With Council appearing solidly in favour of the proposal there was the matter of financing the project which could cost upwards of $230,000 depending on the exact design, for the downtown park teepee, with another $30,000 for a smaller, simpler Tourism Yorkton installation.
City Manager Lonnie Kaal did note a second part of the YTC request, in addition to approval, was a possible financial contribution.
“This is a real turning point for Yorkton,” said Hippsley, suggesting it would “only be right and prudent that the City of Yorkton contribute to this.”
Councillor Quinn Haider asked if there was money in the current budget for such a project?
Kaal said no, suggesting any contribution would likely have to come out of the ‘rainy day’ fund.
O’Soup said while funding partnerships are welcome, they do not want that to be a stumbling block to the project’s approval, and moving forward as quickly as possible.

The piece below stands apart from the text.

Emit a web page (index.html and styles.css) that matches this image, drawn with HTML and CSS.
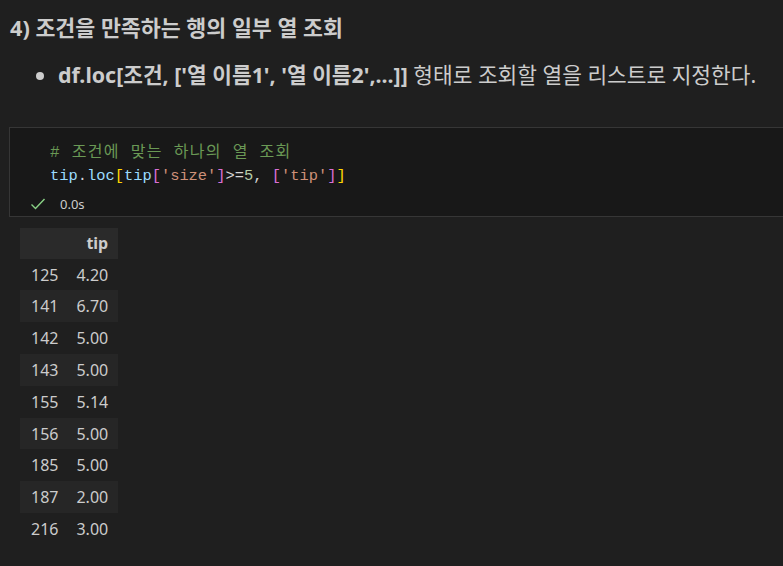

“We understand all the red tape that has to go on,” she said, adding they do not want financing to slow the process.
“It would be great if we have partners . . . But, if we don’t get partnerships we’ll fund it 100 per cent.”
While Council liked the idea they still made the motion to send it to committee to hammer out details such as proper approvals, safety details and the like.
Brears said if that was the way Council was handling the request then it was imperative they “make sure that the committee is meeting,” in an attempt to get it fully approved to facilitate YTC having the project completed by Sept. 30.
Hippsley said they should be able to get the committee on the matter quickly, adding they would try to have the project in a position for Council approval at the July 11, a date O’Soup said they could work with.